── Input records
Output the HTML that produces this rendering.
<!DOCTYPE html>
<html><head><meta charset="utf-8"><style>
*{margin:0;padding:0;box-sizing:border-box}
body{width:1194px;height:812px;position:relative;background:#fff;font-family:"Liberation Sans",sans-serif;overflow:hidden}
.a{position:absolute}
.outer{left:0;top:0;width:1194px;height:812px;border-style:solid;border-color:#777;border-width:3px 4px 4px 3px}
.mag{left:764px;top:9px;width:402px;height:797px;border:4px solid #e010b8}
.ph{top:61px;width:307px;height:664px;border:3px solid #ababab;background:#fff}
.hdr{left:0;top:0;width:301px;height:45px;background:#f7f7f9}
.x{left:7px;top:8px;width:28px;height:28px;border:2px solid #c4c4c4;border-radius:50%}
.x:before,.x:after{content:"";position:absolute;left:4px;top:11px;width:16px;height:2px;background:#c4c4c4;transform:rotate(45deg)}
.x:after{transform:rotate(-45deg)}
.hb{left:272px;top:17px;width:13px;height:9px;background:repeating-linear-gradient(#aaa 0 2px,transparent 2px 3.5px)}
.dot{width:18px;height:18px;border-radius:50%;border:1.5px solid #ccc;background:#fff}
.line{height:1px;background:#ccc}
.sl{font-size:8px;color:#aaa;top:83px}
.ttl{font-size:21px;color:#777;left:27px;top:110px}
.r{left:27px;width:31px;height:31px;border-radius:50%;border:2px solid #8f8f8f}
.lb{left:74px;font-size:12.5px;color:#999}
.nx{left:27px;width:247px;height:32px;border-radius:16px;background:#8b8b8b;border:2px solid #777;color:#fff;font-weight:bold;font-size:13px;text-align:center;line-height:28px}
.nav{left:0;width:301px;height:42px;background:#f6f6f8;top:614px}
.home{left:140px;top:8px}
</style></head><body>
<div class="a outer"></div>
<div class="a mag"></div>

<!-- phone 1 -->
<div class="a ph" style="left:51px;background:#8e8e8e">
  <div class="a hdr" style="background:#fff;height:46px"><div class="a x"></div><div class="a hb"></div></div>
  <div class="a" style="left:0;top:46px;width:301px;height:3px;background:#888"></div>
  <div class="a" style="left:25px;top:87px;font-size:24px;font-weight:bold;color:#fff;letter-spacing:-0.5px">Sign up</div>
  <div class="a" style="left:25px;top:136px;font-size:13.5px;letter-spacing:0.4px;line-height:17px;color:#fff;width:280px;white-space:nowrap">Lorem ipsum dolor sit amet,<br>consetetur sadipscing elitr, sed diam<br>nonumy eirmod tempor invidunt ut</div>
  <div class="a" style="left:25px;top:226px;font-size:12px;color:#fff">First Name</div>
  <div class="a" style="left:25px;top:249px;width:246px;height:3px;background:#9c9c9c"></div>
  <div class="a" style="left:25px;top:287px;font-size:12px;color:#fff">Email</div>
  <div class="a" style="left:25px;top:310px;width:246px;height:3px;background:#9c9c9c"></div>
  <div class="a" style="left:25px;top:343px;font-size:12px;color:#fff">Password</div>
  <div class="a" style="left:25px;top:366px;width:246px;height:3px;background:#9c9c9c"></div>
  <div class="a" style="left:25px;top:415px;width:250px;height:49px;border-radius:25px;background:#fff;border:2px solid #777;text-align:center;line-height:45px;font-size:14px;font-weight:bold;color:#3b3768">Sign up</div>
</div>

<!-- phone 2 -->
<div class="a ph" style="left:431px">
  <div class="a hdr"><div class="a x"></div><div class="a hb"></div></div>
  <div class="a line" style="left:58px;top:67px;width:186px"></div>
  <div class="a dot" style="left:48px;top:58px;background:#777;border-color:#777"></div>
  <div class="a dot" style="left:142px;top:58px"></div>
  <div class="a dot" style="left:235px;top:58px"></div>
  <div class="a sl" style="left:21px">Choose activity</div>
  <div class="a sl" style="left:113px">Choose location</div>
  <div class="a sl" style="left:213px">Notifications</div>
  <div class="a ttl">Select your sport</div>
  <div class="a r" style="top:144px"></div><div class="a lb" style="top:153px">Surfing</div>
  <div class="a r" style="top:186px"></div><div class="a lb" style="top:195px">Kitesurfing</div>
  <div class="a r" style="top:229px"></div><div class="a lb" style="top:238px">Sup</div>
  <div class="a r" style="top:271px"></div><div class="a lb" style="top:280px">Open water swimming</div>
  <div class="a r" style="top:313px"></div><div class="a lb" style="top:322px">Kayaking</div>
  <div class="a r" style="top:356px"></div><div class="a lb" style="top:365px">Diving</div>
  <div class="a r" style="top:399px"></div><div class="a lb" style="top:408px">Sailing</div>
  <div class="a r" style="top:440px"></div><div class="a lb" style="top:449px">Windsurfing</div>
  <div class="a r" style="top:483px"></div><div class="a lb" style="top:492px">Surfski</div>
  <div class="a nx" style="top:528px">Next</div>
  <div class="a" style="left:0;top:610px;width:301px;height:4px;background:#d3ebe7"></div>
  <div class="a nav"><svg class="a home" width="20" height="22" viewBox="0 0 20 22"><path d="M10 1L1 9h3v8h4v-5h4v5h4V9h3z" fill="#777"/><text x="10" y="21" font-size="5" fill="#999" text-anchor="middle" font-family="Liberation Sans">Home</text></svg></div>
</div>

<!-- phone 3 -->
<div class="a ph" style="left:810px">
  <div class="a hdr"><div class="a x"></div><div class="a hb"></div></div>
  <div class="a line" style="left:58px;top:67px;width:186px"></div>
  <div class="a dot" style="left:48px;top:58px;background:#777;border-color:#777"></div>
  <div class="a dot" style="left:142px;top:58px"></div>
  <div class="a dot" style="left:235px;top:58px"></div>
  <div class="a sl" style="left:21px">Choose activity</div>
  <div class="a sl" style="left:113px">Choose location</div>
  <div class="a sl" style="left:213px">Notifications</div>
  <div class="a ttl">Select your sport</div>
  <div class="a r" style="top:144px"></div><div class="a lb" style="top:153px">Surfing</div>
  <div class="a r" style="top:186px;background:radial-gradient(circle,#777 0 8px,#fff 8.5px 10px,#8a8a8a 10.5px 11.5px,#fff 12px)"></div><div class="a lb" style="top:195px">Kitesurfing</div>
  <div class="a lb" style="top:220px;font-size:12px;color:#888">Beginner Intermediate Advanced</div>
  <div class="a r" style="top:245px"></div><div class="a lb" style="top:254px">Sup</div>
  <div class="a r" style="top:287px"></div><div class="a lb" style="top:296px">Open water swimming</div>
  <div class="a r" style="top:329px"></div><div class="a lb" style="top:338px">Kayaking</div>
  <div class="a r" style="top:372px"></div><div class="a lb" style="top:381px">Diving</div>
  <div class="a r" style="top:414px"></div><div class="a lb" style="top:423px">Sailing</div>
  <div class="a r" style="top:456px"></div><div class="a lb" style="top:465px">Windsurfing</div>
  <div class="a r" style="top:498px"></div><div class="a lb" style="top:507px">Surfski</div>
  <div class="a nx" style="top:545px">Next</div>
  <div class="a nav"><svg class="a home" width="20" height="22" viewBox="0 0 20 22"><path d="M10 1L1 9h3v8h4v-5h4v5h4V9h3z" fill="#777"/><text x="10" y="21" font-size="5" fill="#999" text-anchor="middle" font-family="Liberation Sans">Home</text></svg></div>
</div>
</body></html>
────
── Input records
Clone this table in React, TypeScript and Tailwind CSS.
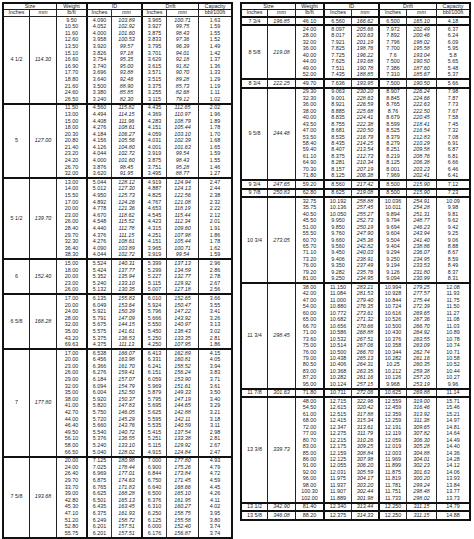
────
For each line of the entries that includes "this", show that line.

Output the HTML that produces this rendering.
Clone this table in React, TypeScript and Tailwind CSS.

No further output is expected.